Reproduce exactly the run of lines from the one containing "Reproduce this screenshot with React" through the one containing "resize: both;". Pictures do not belong in the copy.

═════ DATA FOR THIS EXERCISE ═════

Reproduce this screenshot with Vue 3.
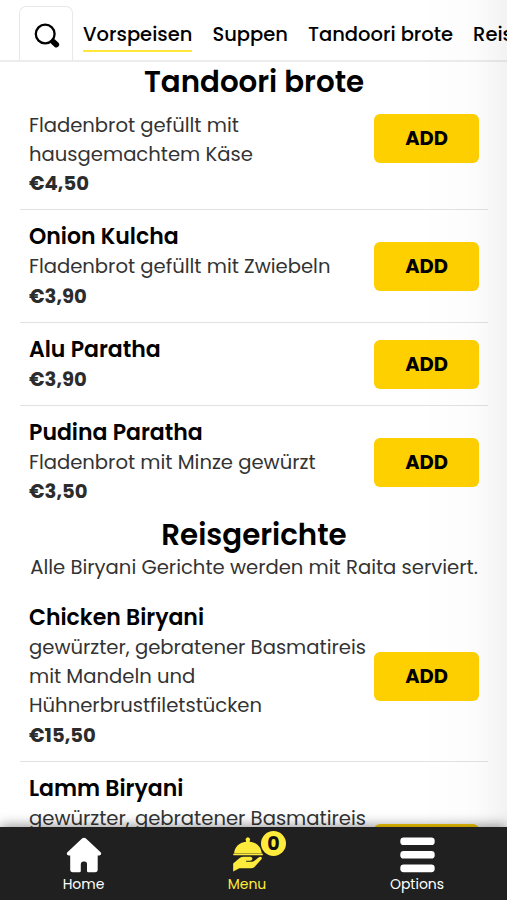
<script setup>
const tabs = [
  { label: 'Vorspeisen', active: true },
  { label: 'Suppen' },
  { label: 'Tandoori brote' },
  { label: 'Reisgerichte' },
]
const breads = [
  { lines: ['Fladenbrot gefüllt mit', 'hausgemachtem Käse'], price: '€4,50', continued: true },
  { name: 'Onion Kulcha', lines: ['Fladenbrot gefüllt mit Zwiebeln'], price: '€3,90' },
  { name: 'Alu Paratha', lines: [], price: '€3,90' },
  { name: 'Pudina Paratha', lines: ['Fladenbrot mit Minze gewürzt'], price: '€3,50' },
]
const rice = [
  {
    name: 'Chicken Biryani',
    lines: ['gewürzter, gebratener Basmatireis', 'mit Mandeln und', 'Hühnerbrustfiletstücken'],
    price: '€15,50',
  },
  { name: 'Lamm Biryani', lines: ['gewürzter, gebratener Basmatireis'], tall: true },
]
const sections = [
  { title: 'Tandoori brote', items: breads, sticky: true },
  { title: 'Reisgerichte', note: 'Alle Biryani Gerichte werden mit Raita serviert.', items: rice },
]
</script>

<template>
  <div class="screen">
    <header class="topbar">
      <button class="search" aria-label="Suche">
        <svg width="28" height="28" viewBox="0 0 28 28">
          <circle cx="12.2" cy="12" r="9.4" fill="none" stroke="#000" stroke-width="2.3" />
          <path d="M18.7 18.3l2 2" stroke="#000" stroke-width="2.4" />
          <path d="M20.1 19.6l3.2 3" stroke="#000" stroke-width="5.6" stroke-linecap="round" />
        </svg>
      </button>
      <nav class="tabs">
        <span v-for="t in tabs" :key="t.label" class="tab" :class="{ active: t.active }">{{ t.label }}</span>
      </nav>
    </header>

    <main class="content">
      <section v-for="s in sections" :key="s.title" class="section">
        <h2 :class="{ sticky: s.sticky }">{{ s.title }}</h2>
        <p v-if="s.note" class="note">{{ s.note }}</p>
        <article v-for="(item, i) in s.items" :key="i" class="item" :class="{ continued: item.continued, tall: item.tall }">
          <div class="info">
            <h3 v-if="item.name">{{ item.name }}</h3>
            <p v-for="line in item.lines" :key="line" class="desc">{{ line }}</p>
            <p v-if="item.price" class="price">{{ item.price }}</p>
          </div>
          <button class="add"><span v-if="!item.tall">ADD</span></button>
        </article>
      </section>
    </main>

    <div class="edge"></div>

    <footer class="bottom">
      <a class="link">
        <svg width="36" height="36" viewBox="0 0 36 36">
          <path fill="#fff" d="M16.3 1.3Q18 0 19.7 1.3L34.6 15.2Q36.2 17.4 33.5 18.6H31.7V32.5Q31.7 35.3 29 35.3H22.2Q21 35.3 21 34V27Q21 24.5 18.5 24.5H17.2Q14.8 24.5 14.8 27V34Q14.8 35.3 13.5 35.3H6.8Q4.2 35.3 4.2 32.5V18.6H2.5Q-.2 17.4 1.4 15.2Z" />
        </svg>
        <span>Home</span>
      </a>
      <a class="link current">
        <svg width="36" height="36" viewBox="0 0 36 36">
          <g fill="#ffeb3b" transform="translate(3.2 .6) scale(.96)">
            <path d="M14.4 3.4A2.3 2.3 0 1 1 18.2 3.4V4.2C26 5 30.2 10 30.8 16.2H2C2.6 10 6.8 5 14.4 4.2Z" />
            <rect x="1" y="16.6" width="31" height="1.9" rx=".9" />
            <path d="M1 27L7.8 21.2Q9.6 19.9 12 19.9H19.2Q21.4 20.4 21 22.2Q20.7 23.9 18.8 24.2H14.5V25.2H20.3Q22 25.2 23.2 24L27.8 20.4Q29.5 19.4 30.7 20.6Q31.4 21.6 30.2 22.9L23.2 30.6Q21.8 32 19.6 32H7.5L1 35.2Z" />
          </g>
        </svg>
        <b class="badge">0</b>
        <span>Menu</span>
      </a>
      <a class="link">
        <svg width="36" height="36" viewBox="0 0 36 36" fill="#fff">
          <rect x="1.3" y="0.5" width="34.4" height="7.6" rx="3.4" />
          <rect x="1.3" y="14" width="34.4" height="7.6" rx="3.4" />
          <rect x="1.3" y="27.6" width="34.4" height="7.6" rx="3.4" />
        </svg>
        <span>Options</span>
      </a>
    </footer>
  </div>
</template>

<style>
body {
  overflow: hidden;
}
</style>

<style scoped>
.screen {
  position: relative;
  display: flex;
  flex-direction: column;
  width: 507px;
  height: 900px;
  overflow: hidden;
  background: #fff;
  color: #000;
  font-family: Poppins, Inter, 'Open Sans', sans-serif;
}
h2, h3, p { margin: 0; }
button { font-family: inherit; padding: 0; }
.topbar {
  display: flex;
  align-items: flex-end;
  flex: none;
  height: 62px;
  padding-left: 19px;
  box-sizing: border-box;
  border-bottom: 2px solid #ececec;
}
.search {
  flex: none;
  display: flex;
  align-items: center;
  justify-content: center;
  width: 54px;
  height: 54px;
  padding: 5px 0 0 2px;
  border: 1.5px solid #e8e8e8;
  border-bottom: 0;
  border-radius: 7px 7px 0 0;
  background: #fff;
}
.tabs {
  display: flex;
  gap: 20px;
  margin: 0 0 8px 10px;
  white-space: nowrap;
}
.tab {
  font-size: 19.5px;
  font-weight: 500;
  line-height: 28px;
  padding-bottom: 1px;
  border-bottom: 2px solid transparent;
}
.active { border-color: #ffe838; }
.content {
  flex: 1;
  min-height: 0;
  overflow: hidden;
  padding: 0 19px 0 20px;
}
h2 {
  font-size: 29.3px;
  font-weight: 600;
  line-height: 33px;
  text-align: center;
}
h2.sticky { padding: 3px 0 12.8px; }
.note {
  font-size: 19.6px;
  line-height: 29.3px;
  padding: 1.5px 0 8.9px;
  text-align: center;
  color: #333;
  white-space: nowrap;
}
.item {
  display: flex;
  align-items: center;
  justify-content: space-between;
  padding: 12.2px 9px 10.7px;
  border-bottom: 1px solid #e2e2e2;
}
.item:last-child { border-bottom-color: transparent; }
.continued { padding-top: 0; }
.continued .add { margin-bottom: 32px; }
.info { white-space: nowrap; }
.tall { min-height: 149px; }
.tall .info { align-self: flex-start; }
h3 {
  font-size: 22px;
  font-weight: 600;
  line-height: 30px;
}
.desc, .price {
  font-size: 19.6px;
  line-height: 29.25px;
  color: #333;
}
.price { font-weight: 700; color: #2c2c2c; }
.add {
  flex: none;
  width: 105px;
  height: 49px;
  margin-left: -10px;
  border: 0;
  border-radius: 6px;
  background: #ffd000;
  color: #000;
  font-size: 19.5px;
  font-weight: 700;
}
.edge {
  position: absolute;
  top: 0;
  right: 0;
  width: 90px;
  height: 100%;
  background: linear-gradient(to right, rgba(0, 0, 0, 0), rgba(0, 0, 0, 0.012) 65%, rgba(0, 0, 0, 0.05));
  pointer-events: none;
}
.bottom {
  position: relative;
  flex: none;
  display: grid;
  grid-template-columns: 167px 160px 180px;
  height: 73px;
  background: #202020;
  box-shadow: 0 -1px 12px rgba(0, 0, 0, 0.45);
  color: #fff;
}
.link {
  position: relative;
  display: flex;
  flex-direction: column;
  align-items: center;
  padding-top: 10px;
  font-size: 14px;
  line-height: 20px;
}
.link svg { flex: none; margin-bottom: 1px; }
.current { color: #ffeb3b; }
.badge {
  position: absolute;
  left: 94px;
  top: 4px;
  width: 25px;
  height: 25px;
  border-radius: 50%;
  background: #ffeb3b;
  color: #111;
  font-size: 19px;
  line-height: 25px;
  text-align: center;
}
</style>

═════
═════ DATA FOR THIS EXERCISE ═════

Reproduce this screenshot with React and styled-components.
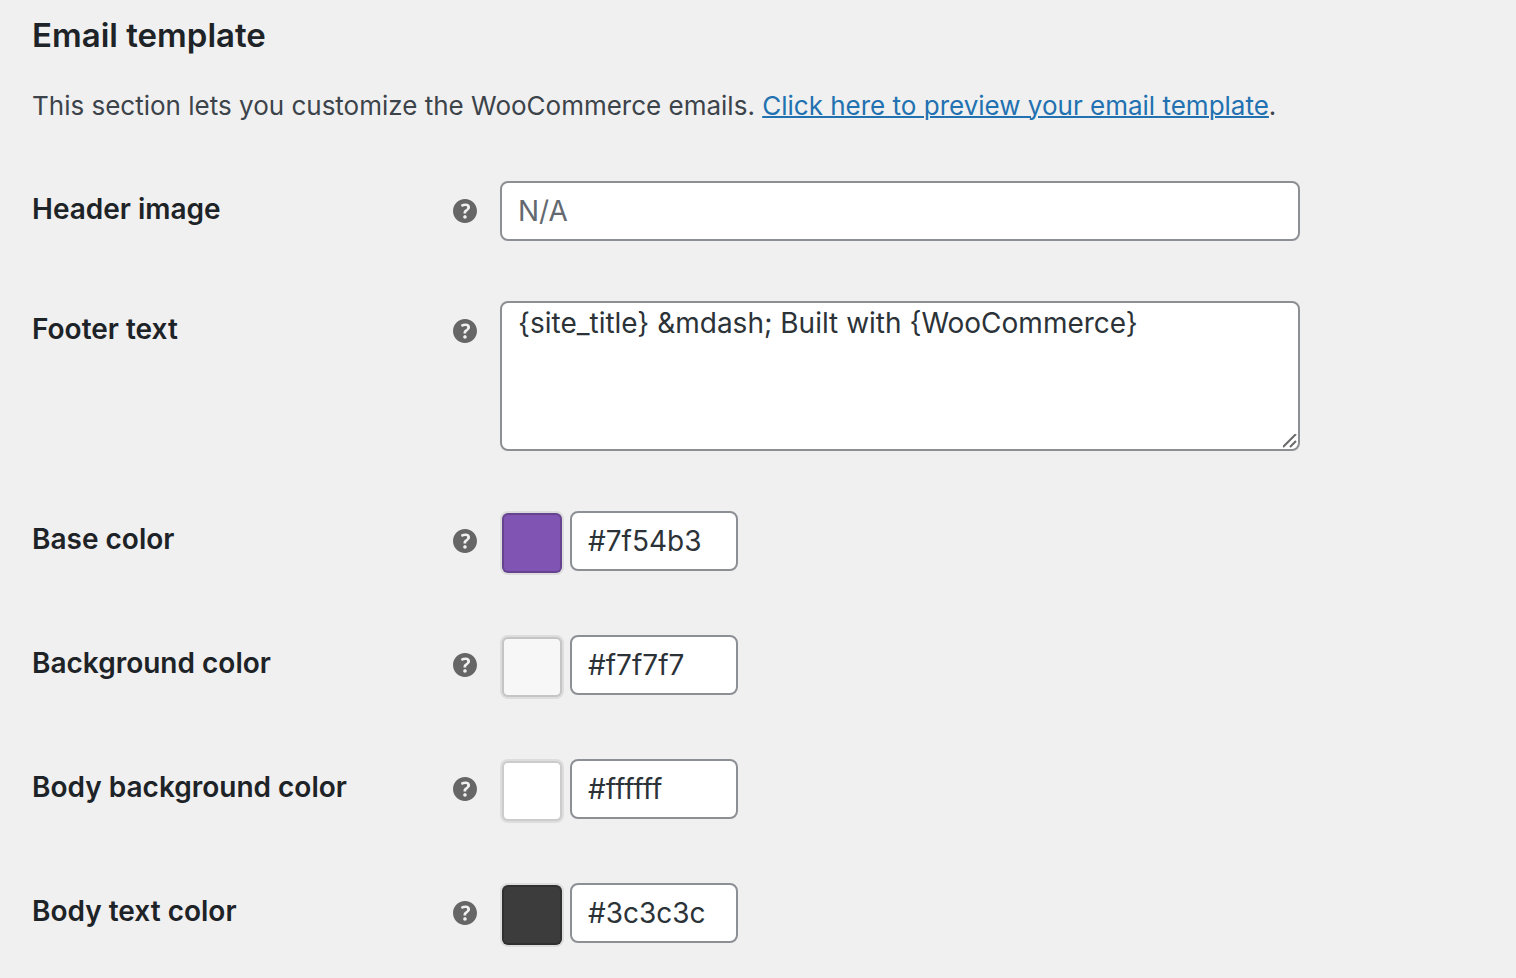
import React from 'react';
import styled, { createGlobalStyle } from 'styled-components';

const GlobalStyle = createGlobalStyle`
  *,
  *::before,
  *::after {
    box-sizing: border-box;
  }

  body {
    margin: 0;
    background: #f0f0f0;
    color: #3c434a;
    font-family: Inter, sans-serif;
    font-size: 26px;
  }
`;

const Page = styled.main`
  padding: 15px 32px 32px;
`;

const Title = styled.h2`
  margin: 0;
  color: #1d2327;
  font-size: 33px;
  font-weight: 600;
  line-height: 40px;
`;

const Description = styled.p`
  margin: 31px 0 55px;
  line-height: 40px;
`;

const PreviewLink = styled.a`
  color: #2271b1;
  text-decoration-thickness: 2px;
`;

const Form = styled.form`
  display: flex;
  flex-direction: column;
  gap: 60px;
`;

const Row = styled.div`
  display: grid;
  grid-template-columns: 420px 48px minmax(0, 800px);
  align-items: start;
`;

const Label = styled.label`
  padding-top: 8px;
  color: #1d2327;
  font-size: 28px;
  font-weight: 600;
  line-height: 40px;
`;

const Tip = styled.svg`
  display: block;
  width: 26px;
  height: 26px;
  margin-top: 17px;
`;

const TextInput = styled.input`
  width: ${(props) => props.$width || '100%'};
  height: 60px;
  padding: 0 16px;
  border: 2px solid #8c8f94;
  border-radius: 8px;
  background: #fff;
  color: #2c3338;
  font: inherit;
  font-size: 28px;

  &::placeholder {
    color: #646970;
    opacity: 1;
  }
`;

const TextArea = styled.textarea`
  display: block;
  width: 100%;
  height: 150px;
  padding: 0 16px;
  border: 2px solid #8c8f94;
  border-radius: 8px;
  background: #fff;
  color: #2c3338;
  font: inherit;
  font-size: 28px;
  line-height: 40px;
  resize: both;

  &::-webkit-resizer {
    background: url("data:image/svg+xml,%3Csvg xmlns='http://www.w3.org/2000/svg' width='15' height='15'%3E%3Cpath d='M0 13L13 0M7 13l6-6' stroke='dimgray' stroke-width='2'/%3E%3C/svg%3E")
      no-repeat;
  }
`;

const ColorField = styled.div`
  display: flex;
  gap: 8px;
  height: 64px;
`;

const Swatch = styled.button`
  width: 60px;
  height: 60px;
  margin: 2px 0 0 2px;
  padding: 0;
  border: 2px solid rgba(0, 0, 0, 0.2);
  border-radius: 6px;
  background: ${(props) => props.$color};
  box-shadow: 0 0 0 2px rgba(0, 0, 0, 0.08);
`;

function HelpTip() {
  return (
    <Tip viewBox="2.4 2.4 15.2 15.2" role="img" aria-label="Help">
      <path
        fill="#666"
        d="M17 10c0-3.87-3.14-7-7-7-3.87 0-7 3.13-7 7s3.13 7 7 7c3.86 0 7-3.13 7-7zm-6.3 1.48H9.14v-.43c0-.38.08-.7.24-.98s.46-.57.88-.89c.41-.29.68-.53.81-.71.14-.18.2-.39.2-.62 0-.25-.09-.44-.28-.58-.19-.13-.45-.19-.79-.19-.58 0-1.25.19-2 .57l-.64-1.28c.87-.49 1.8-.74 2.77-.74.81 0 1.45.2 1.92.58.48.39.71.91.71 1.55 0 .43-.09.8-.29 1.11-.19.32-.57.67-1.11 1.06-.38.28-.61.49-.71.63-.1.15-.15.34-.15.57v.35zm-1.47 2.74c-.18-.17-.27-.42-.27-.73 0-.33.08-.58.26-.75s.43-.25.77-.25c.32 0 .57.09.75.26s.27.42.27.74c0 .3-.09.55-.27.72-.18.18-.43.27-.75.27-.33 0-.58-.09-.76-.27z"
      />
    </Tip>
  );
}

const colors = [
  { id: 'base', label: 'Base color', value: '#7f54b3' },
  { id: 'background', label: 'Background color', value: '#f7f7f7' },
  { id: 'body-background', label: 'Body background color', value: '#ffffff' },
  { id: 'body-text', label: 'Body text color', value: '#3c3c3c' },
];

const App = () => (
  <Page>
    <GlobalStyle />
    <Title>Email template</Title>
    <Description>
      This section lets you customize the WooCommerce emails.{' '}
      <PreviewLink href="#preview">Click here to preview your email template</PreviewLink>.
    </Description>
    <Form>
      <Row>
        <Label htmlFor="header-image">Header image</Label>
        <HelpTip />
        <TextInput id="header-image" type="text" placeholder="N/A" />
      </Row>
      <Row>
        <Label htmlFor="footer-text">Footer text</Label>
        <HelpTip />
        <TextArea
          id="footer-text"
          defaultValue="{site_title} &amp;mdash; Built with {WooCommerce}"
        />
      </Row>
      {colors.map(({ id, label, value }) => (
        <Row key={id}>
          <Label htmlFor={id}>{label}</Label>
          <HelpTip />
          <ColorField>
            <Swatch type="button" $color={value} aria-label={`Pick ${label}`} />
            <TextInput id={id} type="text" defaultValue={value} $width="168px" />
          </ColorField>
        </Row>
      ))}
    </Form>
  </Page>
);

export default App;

═════

**RESULT OF THE EXERCISE**
Reproduce this screenshot with React and styled-components.
import React from 'react';
import styled, { createGlobalStyle } from 'styled-components';

const GlobalStyle = createGlobalStyle`
  *,
  *::before,
  *::after {
    box-sizing: border-box;
  }

  body {
    margin: 0;
    background: #f0f0f0;
    color: #3c434a;
    font-family: Inter, sans-serif;
    font-size: 26px;
  }
`;

const Page = styled.main`
  padding: 15px 32px 32px;
`;

const Title = styled.h2`
  margin: 0;
  color: #1d2327;
  font-size: 33px;
  font-weight: 600;
  line-height: 40px;
`;

const Description = styled.p`
  margin: 31px 0 55px;
  line-height: 40px;
`;

const PreviewLink = styled.a`
  color: #2271b1;
  text-decoration-thickness: 2px;
`;

const Form = styled.form`
  display: flex;
  flex-direction: column;
  gap: 60px;
`;

const Row = styled.div`
  display: grid;
  grid-template-columns: 420px 48px minmax(0, 800px);
  align-items: start;
`;

const Label = styled.label`
  padding-top: 8px;
  color: #1d2327;
  font-size: 28px;
  font-weight: 600;
  line-height: 40px;
`;

const Tip = styled.svg`
  display: block;
  width: 26px;
  height: 26px;
  margin-top: 17px;
`;

const TextInput = styled.input`
  width: ${(props) => props.$width || '100%'};
  height: 60px;
  padding: 0 16px;
  border: 2px solid #8c8f94;
  border-radius: 8px;
  background: #fff;
  color: #2c3338;
  font: inherit;
  font-size: 28px;

  &::placeholder {
    color: #646970;
    opacity: 1;
  }
`;

const TextArea = styled.textarea`
  display: block;
  width: 100%;
  height: 150px;
  padding: 0 16px;
  border: 2px solid #8c8f94;
  border-radius: 8px;
  background: #fff;
  color: #2c3338;
  font: inherit;
  font-size: 28px;
  line-height: 40px;
  resize: both;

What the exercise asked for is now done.